A detailed image of the planned landing site of the UK-led Beagle Mars probe has found no sign of any wreckage.
Nasa's new Red Planet orbiter used its advanced camera to photograph a crater on Isidis Planitia, a flattish basin where Beagle was targeted to put down.
It was thought the British-built robot could have smashed into the crater after its parachute system opened too late to slow its descent in 2003.
But there is no sign of Beagle in the Mars Reconnaissance Orbiter picture.
Beagle 2 was targeted to land in an ellipse roughly 50km by 10km (30 by 6 miles) in size.
When it failed to make contact with Earth, researchers began an extensive search, including a photographic survey.
Beagle 2 was designed to seek out signs of life on Mars
Previous images taken by another of the US space agency's orbiting craft - the Mars Global Surveyor (MGS) - had shown up an interesting crater in the centre of the landing zone.
One theory held that Beagle might have survived the dangers of descent only to experience the misfortune of rolling into the deep bowl. There, with dark shadows cast across its solar panels, it might then have struggled to power up its systems and subsequently died.
But the Mars Reconnaissance Orbiter has a remarkable new camera onboard. The High Resolution Imaging Science Experiment (HiRise) system produces pictures that show detail beyond the capability of the MGS.
And the new image of the H2O crater, as it is known, does not show any features consistent with wreckage, let alone an intact Beagle.
Commenting on the latest image Professor Colin Pillinger, of the Open University and lead scientist for Beagle 2, said: "Of course this is disappointing. We had hoped that the HiRise camera would clarify the oddities we had seen in the crater, but this is not the case.
"Nevertheless, I am extremely grateful to the camera team at Nasa's Jet Propulsion Laboratory and the University of Arizona for trying, and congratulate them on the exceptional quality of the images. I remain optimistic that future images may yet show us where Beagle 2 finally came to rest."
The robotic laboratory was designed to search Mars for signs of past or present life.
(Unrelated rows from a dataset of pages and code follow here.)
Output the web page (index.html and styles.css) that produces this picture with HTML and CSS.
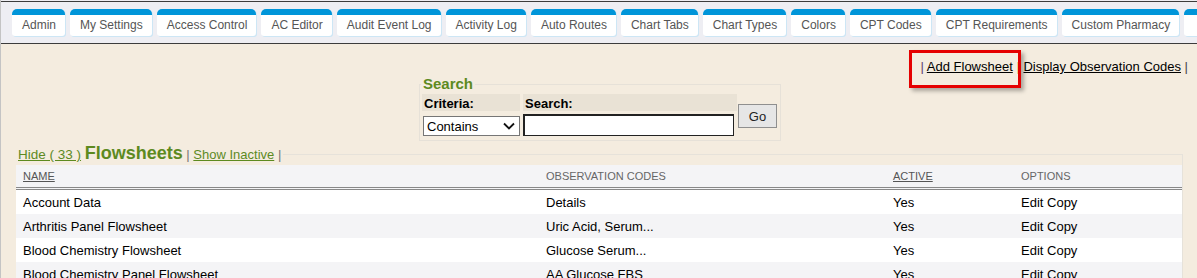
FILE: index.html
```html
<!DOCTYPE html>
<html>
<head>
<meta charset="utf-8">
<link rel="stylesheet" href="styles.css">
</head>
<body>
<div class="page">
  <div class="topbar">
    <div class="tabs">
      <a class="tab">Admin</a>
      <a class="tab">My Settings</a>
      <a class="tab">Access Control</a>
      <a class="tab">AC Editor</a>
      <a class="tab">Audit Event Log</a>
      <a class="tab">Activity Log</a>
      <a class="tab">Auto Routes</a>
      <a class="tab">Chart Tabs</a>
      <a class="tab">Chart Types</a>
      <a class="tab">Colors</a>
      <a class="tab">CPT Codes</a>
      <a class="tab">CPT Requirements</a>
      <a class="tab">Custom Pharmacy</a>
      <a class="tab tab-cut"></a>
    </div>
  </div>
  <div class="content">
    <div class="links">
      <span class="pipe p1">|</span>
      <a class="link highlight">Add Flowsheet</a>
      <span class="pipe p2">|</span>
      <a class="link">Display Observation Codes</a>
      <span class="pipe">|</span>
    </div>
    <fieldset class="search">
      <legend>Search</legend>
      <div class="search-body">
        <table class="search-table">
          <tr>
            <th class="crit">Criteria:</th>
            <th class="term">Search:</th>
          </tr>
          <tr>
            <td>
              <div class="select"><span>Contains</span>
                <svg width="12" height="8" viewBox="0 0 12 8"><path d="M1 1.5 L6 6.5 L11 1.5" fill="none" stroke="#111" stroke-width="1.8"/></svg>
              </div>
            </td>
            <td><div class="input"></div></td>
          </tr>
        </table>
        <button class="go">Go</button>
      </div>
    </fieldset>
    <fieldset class="sheets">
      <legend><a class="glink hide">Hide ( 33 )</a> <span class="title">Flowsheets</span> <span class="gpipe">|</span> <a class="glink">Show Inactive</a> <span class="gpipe">|</span></legend>
      <table class="grid">
        <colgroup>
          <col class="c1"><col class="c2"><col class="c3"><col class="c4">
        </colgroup>
        <thead>
          <tr><th><u>NAME</u></th><th>OBSERVATION CODES</th><th><u>ACTIVE</u></th><th>OPTIONS</th></tr>
        </thead>
        <tbody>
          <tr><td>Account Data</td><td>Details</td><td>Yes</td><td>Edit Copy</td></tr>
          <tr><td>Arthritis Panel Flowsheet</td><td>Uric Acid, Serum...</td><td>Yes</td><td>Edit Copy</td></tr>
          <tr><td>Blood Chemistry Flowsheet</td><td>Glucose Serum...</td><td>Yes</td><td>Edit Copy</td></tr>
          <tr><td>Blood Chemistry Panel Flowsheet</td><td>AA Glucose FBS</td><td>Yes</td><td>Edit Copy</td></tr>
        </tbody>
      </table>
    </fieldset>
  </div>
</div>
</body>
</html>
```

FILE: styles.css
```css
html, body {
  margin: 0;
  padding: 0;
  background: #f4ecdf;
  font-family: "Liberation Sans", Arial, sans-serif;
  font-size: 13px;
  color: #000;
  overflow: hidden;
}

.page {
  border-left: 1px solid #c4c4c4;
  min-height: 278px;
}

.topbar {
  background: #eeeef3;
  padding-top: 1px;
}

.tabs {
  border-top: 1px solid #3c3c3c;
  border-bottom: 1px solid #3c3c3c;
  height: 34px;
  padding: 7px 0 0 11px;
  display: flex;
  gap: 5px;
  white-space: nowrap;
  overflow: hidden;
}

.tab {
  flex: none;
  height: 21px;
  padding: 0 9px 0 10px;
  background: #fff;
  border-top: 6px solid #0095d9;
  border-radius: 5px 5px 3px 3px;
  box-shadow: 1px 1px 0 #cde6f5;
  color: #555;
  font-size: 12px;
  line-height: 21px;
  text-decoration: none;
}

.tab-cut {
  width: 40px;
  padding: 0;
}

.content {
  padding: 15px 9px 0 14px;
}

.links {
  text-align: right;
  line-height: 16px;
  color: #444;
}

.link {
  color: #000;
  text-decoration: underline;
}

.p1 { color: #5c3c6c; }
.p2 { color: #e8a85a; }

.highlight {
  position: relative;
}

.highlight::after {
  content: "";
  position: absolute;
  left: -18px;
  right: -8px;
  top: -9px;
  bottom: -14px;
  border: 3px solid #e50000;
  box-shadow: 3px 3px 4px rgba(0, 0, 0, 0.3);
}

.search {
  width: fit-content;
  margin: 0 0 0 404px;
  border: 1px solid #e6e1d8;
  padding: 0 3px 1px 1px;
}

.search legend {
  padding: 0 2px;
  color: #5d8a1f;
  font-weight: bold;
  font-size: 15px;
  line-height: 18px;
}

.search-body {
  display: flex;
  align-items: center;
}

.search-table {
  border-collapse: separate;
  border-spacing: 3px 1px;
  margin-left: -2px;
}

.search-table th {
  background: #e9e2d5;
  text-align: left;
  font-size: 13px;
  padding: 1px 2px 0;
  height: 16px;
}

.search-table td {
  padding: 0;
  height: 26px;
}

.crit { width: 93px; }
.term { width: 210px; }

.select {
  height: 18px;
  margin: 2px 0 0 1px;
  border: 1px solid #767676;
  background: #fff;
  display: flex;
  align-items: center;
  justify-content: space-between;
  padding: 0 4px 0 3px;
  width: 88px;
}

.input {
  width: 208px;
  height: 19px;
  margin-top: 0;
  border: 1px solid #222;
  border-top-width: 2px;
  border-left-width: 2px;
  background: #fff;
}

.go {
  margin-left: -2px;
  width: 39px;
  height: 24px;
  background: #e6e6e6;
  border: 1px solid #8f8f8f;
  font-family: "Liberation Sans", Arial, sans-serif;
  font-size: 13px;
  color: #222;
  padding: 0;
}

.sheets {
  margin: 2px 5px 0 1px;
  border: 1px solid #e6e2da;
  border-left: 0;
  border-bottom: 0;
  padding: 0;
}

.sheets legend {
  padding: 0 2px;
  line-height: 20px;
  color: #888;
}

.glink {
  color: #5d8a1f;
  text-decoration: underline;
}

.hide {
  font-size: 13.5px;
}

.title {
  color: #5d8a1f;
  font-weight: bold;
  font-size: 18px;
}

.gpipe { color: #777; }

.grid {
  width: 100%;
  border-collapse: collapse;
  table-layout: fixed;
}

.c1 { width: 523px; }
.c2 { width: 347px; }
.c3 { width: 128px; }

.grid thead th {
  background: #f4f4f6;
  color: #666;
  font-weight: normal;
  font-size: 11px;
  text-align: left;
  height: 22px;
  padding: 0 7px;
  border-bottom: 3px double #888;
}

.grid thead th u { color: #555; }

.grid td {
  height: 24px;
  padding: 0 7px;
  background: #fff;
}

.grid tbody tr:nth-child(even) td {
  background: #f4f4f6;
}
```
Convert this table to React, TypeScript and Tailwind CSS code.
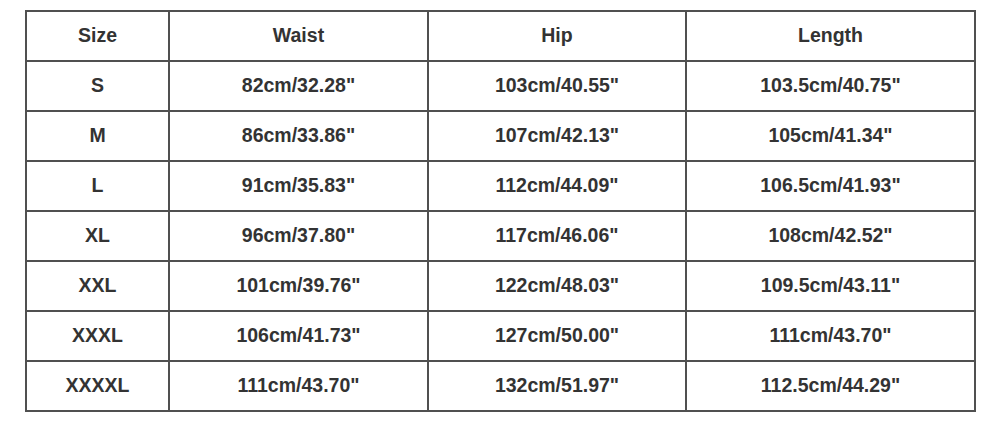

The last contact was an image of Beagle taken by its "mothership", the Mars Express orbiter, as it was despatched towards the Red Planet on 19 December 2003.
How far Beagle got in its mission is unclear.
The most widely held explanation for its disappearance is that it crashed and was destroyed.
It has been suggested the atmosphere it encountered during its descent on 25 December was thinner than expected having been heated by dust storms on the planet.
This would have meant Beagle entering too fast; its parachute and airbags would have deployed too late. Beagle would have hit the surface at a catastrophic speed; but where its wreckage lies remains a mystery.